Box 1.1
Hormones that are antagonistic to the action of insulin
Pancreatic disease
The pancreas can be damaged as a result of frequent bouts of pancreatitis, which is often precipitated by alcohol abuse or the presence of gallstones in the common bile duct.
The presence of carcinoma within the pancreas can also cause destruction of normal insulin-secreting cells resulting in the development of diabetes. Pancreatic disorders causing diabetes usually require treatment with insulin.

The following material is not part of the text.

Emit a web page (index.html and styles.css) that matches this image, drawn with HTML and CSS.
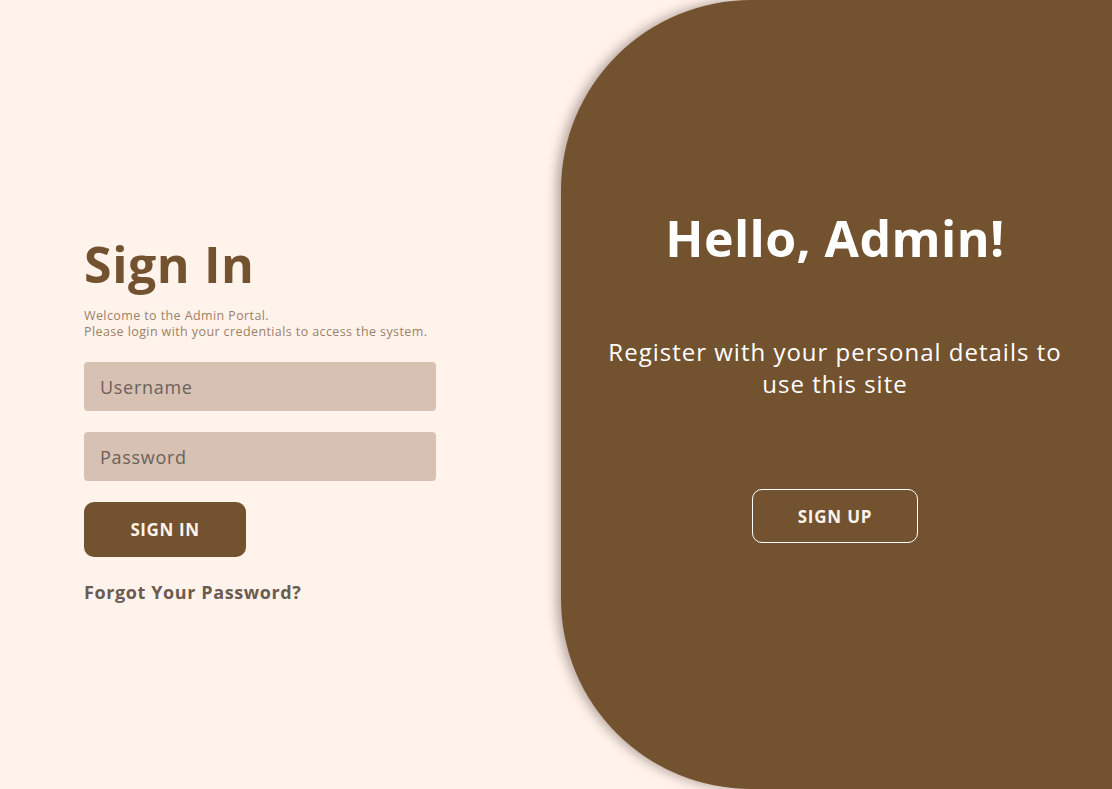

Valentina is a 73-year-old woman who presents with a 9-kg weight loss associated with nausea, polydipsia, polyuria and vulvitis. Her random blood glucose is 19.7 mmol/L and she has 2% glycosuria. Valentina is diagnosed with diabetes and is treated with dietary measures and glipizide 2.5 mg to relieve her symptoms quickly. She returns to the GP surgery 3 weeks later. Her blood glucose has fallen to 9.1 mmol/L, she has no glycosuria, but her weight has fallen by a further 2 kg.

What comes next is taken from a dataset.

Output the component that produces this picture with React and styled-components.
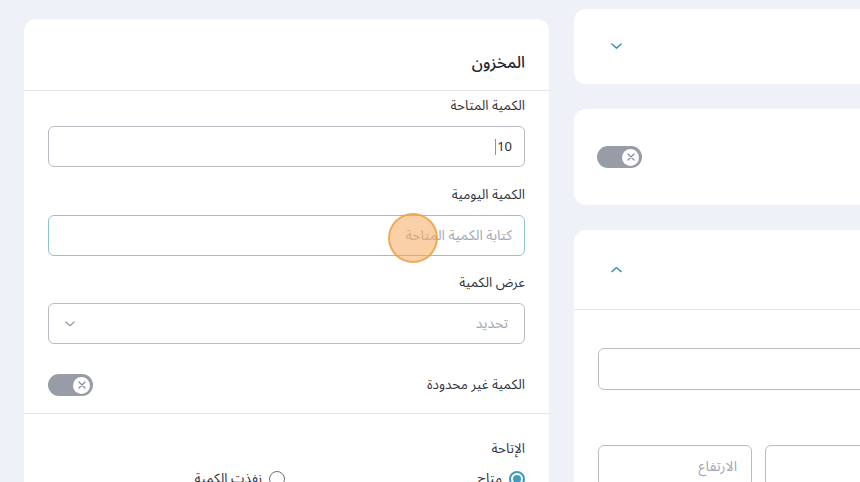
import React from 'react';
import styled, {createGlobalStyle} from 'styled-components';

const Global = createGlobalStyle`
  html, body {
    margin: 0;
    padding: 0;
    background: #eef1f8;
    overflow: hidden;
  }
  body {
    font-family: "Noto Sans Arabic", "DejaVu Sans", sans-serif;
    color: #2b2b33;
  }
`

const Page = styled.div`
  width: 860px;
  height: 482px;
  overflow: hidden;
  display: flex;
  gap: 25px;
  padding: 0 0 0 24px;
  box-sizing: border-box;
`

const Column = styled.div`
  display: flex;
  flex-direction: column;
  gap: ${p => p.gap || 0}px;
  padding-top: ${p => p.top || 0}px;
  width: 525px;
  flex-shrink: 0;
`

const Card = styled.section`
  background: #fff;
  border-radius: 12px;
  height: ${p => p.h ? p.h + 'px' : 'auto'};
  flex-shrink: 0;
  display: flex;
  flex-direction: column;
`

const CardHeader = styled.header`
  flex-shrink: 0;
  box-sizing: border-box;
  height: ${p => p.h || 72}px;
  display: flex;
  align-items: center;
  justify-content: ${p => p.left ? 'flex-start' : 'flex-end'};
  padding: ${p => p.left ? '0 24px 0 37px' : '16px 24px 0 24px'};
  border-bottom: ${p => p.line ? '1px solid #e3e6ec' : 'none'};
  font-size: 16px;
  font-weight: 500;
  color: #26262e;
`

const Body = styled.div`
  direction: rtl;
  padding: 6px 24px 0;
  display: flex;
  flex-direction: column;
  flex-shrink: 0;
`

const Label = styled.label`
  font-size: 13.5px;
  color: #34343c;
  line-height: 18px;
  margin-bottom: ${p => p.mb ?? 11}px;
  margin-top: ${p => p.mt || 0}px;
`

const InputBox = styled.div`
  position: relative;
  height: 41px;
  flex-shrink: 0;
  box-sizing: border-box;
  border: 1px solid ${p => p.focus ? '#8cc4d2' : '#b9bcc3'};
  border-radius: 6px;
  display: flex;
  align-items: center;
  justify-content: space-between;
  padding: 0 ${p => p.pr || 12}px 0 16px;
  font-size: 14px;
  color: ${p => p.muted ? '#a5a8b0' : '#2b2b33'};
  margin-bottom: ${p => p.mb || 0}px;
`

const Value = styled.span`
  direction: ltr;
  display: inline-flex;
  align-items: center;
  font-size: 13px;
`

const Caret = styled.span`
  display: inline-block;
  width: 1px;
  height: 16px;
  background: #5aa6bd;
  margin-right: 1px;
`

const Touch = styled.span`
  position: absolute;
  left: 339px;
  top: -3px;
  width: 50px;
  height: 50px;
  border-radius: 50%;
  background: rgba(246, 170, 92, 0.55);
  border: 2px solid rgba(236, 160, 70, 0.8);
  box-sizing: border-box;
`

const Row = styled.div`
  display: flex;
  align-items: center;
  justify-content: space-between;
  height: 22px;
  padding: 30px 0 17px;
`

const Divider = styled.hr`
  border: 0;
  border-top: 1px solid #e3e6ec;
  margin: 0 -24px;
`

const ToggleTrack = styled.span`
  direction: ltr;
  width: 45px;
  height: 22px;
  border-radius: 11px;
  background: #979ca7;
  display: inline-flex;
  align-items: center;
  justify-content: flex-end;
  padding-right: 3px;
  box-sizing: border-box;
`

const Knob = styled.span`
  width: 17px;
  height: 17px;
  border-radius: 50%;
  background: #fff;
  display: flex;
  align-items: center;
  justify-content: center;
`

const Radios = styled.div`
  display: flex;
  align-items: center;
  margin-top: 13px;
`

const RadioItem = styled.span`
  display: inline-flex;
  align-items: center;
  gap: 7px;
  flex-shrink: 0;
  width: ${p => p.w ? p.w + 'px' : 'auto'};
  font-size: 13.5px;
  line-height: 16px;
  color: #34343c;
`

const RadioDot = styled.span`
  width: 16px;
  height: 16px;
  border-radius: 50%;
  box-sizing: border-box;
  border: ${p => p.on ? '2px solid #3d9cc0' : '1.5px solid #6e7079'};
  display: flex;
  align-items: center;
  justify-content: center;
  &::after {
    content: '';
    width: 8px;
    height: 8px;
    border-radius: 50%;
    background: ${p => p.on ? '#3d9cc0' : 'transparent'};
  }
`

const RightBody = styled.div`
  padding: 38px 0 0 24px;
  display: flex;
  flex-direction: column;
`

const WideInput = styled.div`
  height: 42px;
  border: 1px solid #b9bcc3;
  border-radius: 6px;
  box-sizing: border-box;
`

const InputsRow = styled.div`
  display: flex;
  gap: 13px;
  margin-top: 55px;
`

const SmallInput = styled.div`
  flex-shrink: 0;
  width: ${p => p.w}px;
  height: 42px;
  border: 1px solid #b9bcc3;
  border-radius: 6px;
  box-sizing: border-box;
  display: flex;
  align-items: center;
  justify-content: flex-start;
  padding-right: 14px;
  font-size: 14px;
  color: #a5a8b0;
  direction: rtl;
`

const X = () => (
  <svg width="8" height="8" viewBox="0 0 8 8">
    <path d="M1 1L7 7M7 1L1 7" stroke="#8a8f99" strokeWidth="1.3" strokeLinecap="round" />
  </svg>
)

const Toggle = () => (
  <ToggleTrack><Knob><X /></Knob></ToggleTrack>
)

const Chevron = ({up, color = '#3f93b6', w = 11}) => (
  <svg width={w} height={w * 0.6} viewBox="0 0 12 7">
    <path d={up ? 'M1 6L6 1.5L11 6' : 'M1 1L6 5.5L11 1'} fill="none" stroke={color} strokeWidth="1.6" strokeLinecap="round" strokeLinejoin="round" />
  </svg>
)

export default function App() {
  return (
    <Page>
      <Global />
      <Column top={19}>
        <Card h={500}>
          <CardHeader h={72} line>المخزون</CardHeader>
          <Body>
            <Label>الكمية المتاحة</Label>
            <InputBox mb={19}><Value><Caret />10</Value><span /></InputBox>
            <Label>الكمية اليومية</Label>
            <InputBox focus muted mb={18}>
              <span>كتابة الكمية المتاحة</span>
              <Touch />
            </InputBox>
            <Label>عرض الكمية</Label>
            <InputBox muted pr={16}>
              <span>تحديد</span>
              <Chevron color="#9a9da5" w={10} />
            </InputBox>
            <Row>
              <Label mb={0}>الكمية غير محدودة</Label>
              <Toggle />
            </Row>
            <Divider />
            <Label mb={0} mt={26}>الإتاحة</Label>
            <Radios>
              <RadioItem w={240}><RadioDot on />متاح</RadioItem>
              <RadioItem><RadioDot />نفذت الكمية</RadioItem>
            </Radios>
          </Body>
        </Card>
      </Column>
      <Column top={9} gap={25}>
        <Card h={75}>
          <CardHeader h={75} left><Chevron /></CardHeader>
        </Card>
        <Card h={96}>
          <CardHeader h={96} left style={{paddingLeft: 23}}><Toggle /></CardHeader>
        </Card>
        <Card h={300}>
          <CardHeader h={80} left line><Chevron up /></CardHeader>
          <RightBody>
            <WideInput />
            <InputsRow>
              <SmallInput w={154}>الارتفاع</SmallInput>
              <SmallInput w={400} />
            </InputsRow>
          </RightBody>
        </Card>
      </Column>
    </Page>
  );
}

In Valentina’s case, it is unusual to be nauseated with primary diabetes and weight loss should stop when the energy-losing glycosuria is abolished. Further investigation was thus necessary and she was found to have a carcinoma of the tail of her pancreas. Carcinoma of the pancreas can present as an apparent acute onset of diabetes and it is therefore important to think of secondary causes at the time of diagnosis, especially in elderly individuals with marked weight loss.
Endocrine disease
The secondary endocrine causes of diabetes involve excess endogenous production of hormones that are insulin antagonists (see
Box 1.1):
▪ In acromegaly, growth hormone is secreted in excess by the pituitary gland.

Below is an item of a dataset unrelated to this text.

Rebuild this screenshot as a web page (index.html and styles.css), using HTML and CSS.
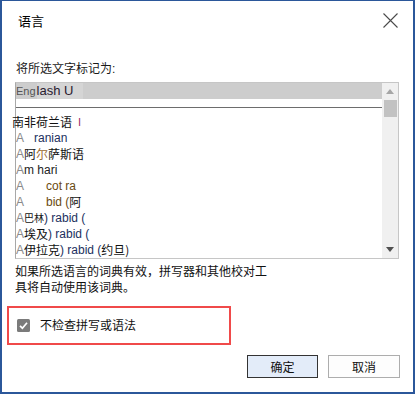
FILE: index.html
```html
<!DOCTYPE html>
<html lang="zh-CN">
<head>
<meta charset="utf-8">
<title>语言</title>
<link rel="stylesheet" href="styles.css">
</head>
<body>
<div class="dialog">
  <div class="header">
    <div class="title">语言</div>
    <svg class="close" width="15" height="15" viewBox="0 0 15 15"><path d="M0.5 0.5 L14.5 14.5 M14.5 0.5 L0.5 14.5" stroke="#4a4a4a" stroke-width="1.1" fill="none"/></svg>
  </div>
  <div class="label">将所选文字标记为:</div>
  <div class="listbox">
    <div class="list">
      <div class="selected"><span class="eng">Eng</span><span class="lash">lash U</span></div>
      <div class="sep"></div>
      <div class="row"><span class="cjk shift">南非荷兰语</span><span class="bar">I</span></div>
      <div class="row"><span class="a">A</span><span class="blue gap1">ranian</span></div>
      <div class="row"><span class="a">A</span><span class="cjk">阿<span class="orange">尔</span>萨斯语</span></div>
      <div class="row"><span class="a">A</span><span class="dark">m hari</span></div>
      <div class="row"><span class="a">A</span><span class="brown gap2">cot ra</span></div>
      <div class="row"><span class="a">A</span><span class="brown gap2">bid (</span><span class="cjk">阿</span></div>
      <div class="row"><span class="a">A</span><span class="cjk small">巴林</span><span class="blue">) rabid (</span></div>
      <div class="row"><span class="a">A</span><span class="cjk">埃及</span><span class="blue">) rabid (</span></div>
      <div class="row"><span class="a">A</span><span class="cjk">伊拉克</span><span class="blue">) rabid (</span><span class="cjk">约旦)</span></div>
    </div>
    <div class="scrollbar">
      <div class="sbtn"><svg width="8" height="5" viewBox="0 0 8 5"><polygon points="0,5 8,5 4,0" fill="#a6a6a6"/></svg></div>
      <div class="thumb"></div>
      <div class="track"></div>
      <div class="sbtn"><svg width="8" height="5" viewBox="0 0 8 5"><polygon points="0,0 8,0 4,5" fill="#505050"/></svg></div>
    </div>
  </div>
  <div class="note">如果所选语言的词典有效，拼写器和其他校对工<br>具将自动使用该词典。</div>
  <div class="highlight">
    <svg class="check" width="13" height="13" viewBox="0 0 13 13"><rect x="0" y="0" width="13" height="13" rx="1.5" fill="#7b7b7b"/><path d="M3 6.8 L5.4 9.2 L10 3.8" stroke="#fff" stroke-width="1.7" fill="none"/></svg>
    <span class="checklabel">不检查拼写或语法</span>
  </div>
  <div class="buttons">
    <div class="btn primary">确定</div>
    <div class="btn">取消</div>
  </div>
</div>
</body>
</html>
```
FILE: styles.css
```css
html, body {
  margin: 0;
  padding: 0;
  background: #ffffff;
}
.dialog {
  width: 415px;
  height: 394px;
  box-sizing: border-box;
  border: 2px solid #2b579a;
  border-top-width: 1px;
  background: #ffffff;
  display: flex;
  flex-direction: column;
  font-family: "Liberation Sans", "Noto Sans CJK SC", sans-serif;
  color: #111111;
  overflow: hidden;
}
.header {
  height: 40px;
  display: flex;
  align-items: center;
  justify-content: space-between;
  padding: 0 15px 0 16px;
}
.title {
  font-family: "Noto Sans CJK SC", sans-serif;
  font-size: 13px;
  line-height: 20px;
  color: #000;
}
.close {
  display: block;
  margin-top: -2px;
}
.label {
  margin: 20px 0 0 14px;
  font-size: 12px;
  line-height: 16px;
  color: #1a1a1a;
}
.listbox {
  margin: 5px 0 0 13px;
  width: 384px;
  height: 177px;
  box-sizing: border-box;
  border: 1px solid #c6c6c6;
  border-left-color: #a8a8a8;
  display: flex;
}
.list {
  flex: 1;
  display: flex;
  flex-direction: column;
  min-width: 0;
}
.selected {
  height: 16px;
  background: #cdcdcd;
  display: flex;
  align-items: center;
}
.eng {
  font-size: 11px;
  color: #555555;
  line-height: 16px;
}
.lash {
  font-size: 13px;
  color: #2a2030;
  line-height: 16px;
  background: #d5d5d5;
  padding-right: 10px;
  margin-left: 1px;
}
.sep {
  margin-top: 8px;
  height: 1px;
  background: #6d6d6d;
}
.row {
  height: 16px;
  line-height: 14px;
  display: flex;
  align-items: center;
  white-space: nowrap;
  font-size: 12px;
  overflow: hidden;
}
.row:first-of-type {
  margin-top: 7px;
}
.sep + .row {
  margin-top: 6px;
  overflow: visible;
}
.shift {
  margin-left: -4px;
  font-size: 11px;
}
.cjk {
  font-family: "Noto Sans CJK SC", sans-serif;
  font-size: 12px;
  color: #111;
}
.cjk.small {
  font-size: 10px;
}
.bar {
  margin-left: 6px;
  color: #a0306a;
  font-size: 11px;
}
.a {
  color: #8a8a8a;
  font-size: 12px;
  width: 8px;
}
.blue {
  color: #22305e;
  font-size: 12px;
}
.gap1 {
  margin-left: 10px;
}
.gap2 {
  margin-left: 22px;
}
.orange {
  color: #9a6a30;
}
.dark {
  color: #222;
  font-size: 12px;
}
.brown {
  color: #6a4a10;
  font-size: 12px;
}
.scrollbar {
  width: 16px;
  background: #f0f0f0;
  display: flex;
  flex-direction: column;
}
.sbtn {
  height: 17px;
  display: flex;
  align-items: center;
  justify-content: center;
}
.sbtn svg {
  display: block;
}
.thumb {
  height: 17px;
  margin: 0 1px 0 2px;
  background: #c2c2c2;
}
.track {
  flex: 1;
}
.note {
  margin: 5px 0 0 13px;
  font-size: 12px;
  line-height: 16px;
  color: #111;
}
.highlight {
  margin: 10px 0 0 5px;
  width: 224px;
  height: 39px;
  box-sizing: border-box;
  border: 2px solid #f04a4a;
  display: flex;
  align-items: center;
  padding-left: 8px;
}
.check {
  display: block;
}
.checklabel {
  margin-left: 10px;
  font-size: 12px;
  line-height: 16px;
  color: #111;
}
.buttons {
  margin-top: 10px;
  display: flex;
  justify-content: flex-end;
  gap: 10px;
  padding-right: 13px;
}
.btn {
  width: 72px;
  height: 23px;
  box-sizing: border-box;
  border: 1px solid #adadad;
  background: #fdfdfd;
  display: flex;
  align-items: center;
  justify-content: center;
  font-size: 12px;
  color: #111;
}
.btn.primary {
  width: 71px;
  border-color: #333333;
  background: #e3ecf9;
}
```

▪ In Cushing’s syndrome, the adrenal cortex makes excess cortisol due either to a primary tumour within the adrenal gland or to excess adrenocorticotrophic hormone (ACTH) production.
▪ In phaeochromocytoma there is excess secretion of adrenaline or noradrenaline by a tumour of the adrenal medulla or sympathetic plexus.
Hypertension, which is seen in acromegaly, Cushing’s syndrome and phaeochromocytoma, commonly accompanies type 2 diabetes. When faced with an obese, hypertensive person with an elevated blood glucose it is important to consider the possibility of an underlying endocrine disorder before accepting a diagnosis of type 2 diabetes
The exceedingly rare glucagonoma results in diabetes because glucagon also antagonises insulin.
Drug therapy
The thiazide diuretics, which are commonly used to treat essential hypertension, have a blood-glucose-raising effect by their inhibitory action on insulin secretion. Other drugs, such as corticosteroids (e.g. prednisolone), also make tissues relatively resistant to the effects of insulin and thus unmask diabetes.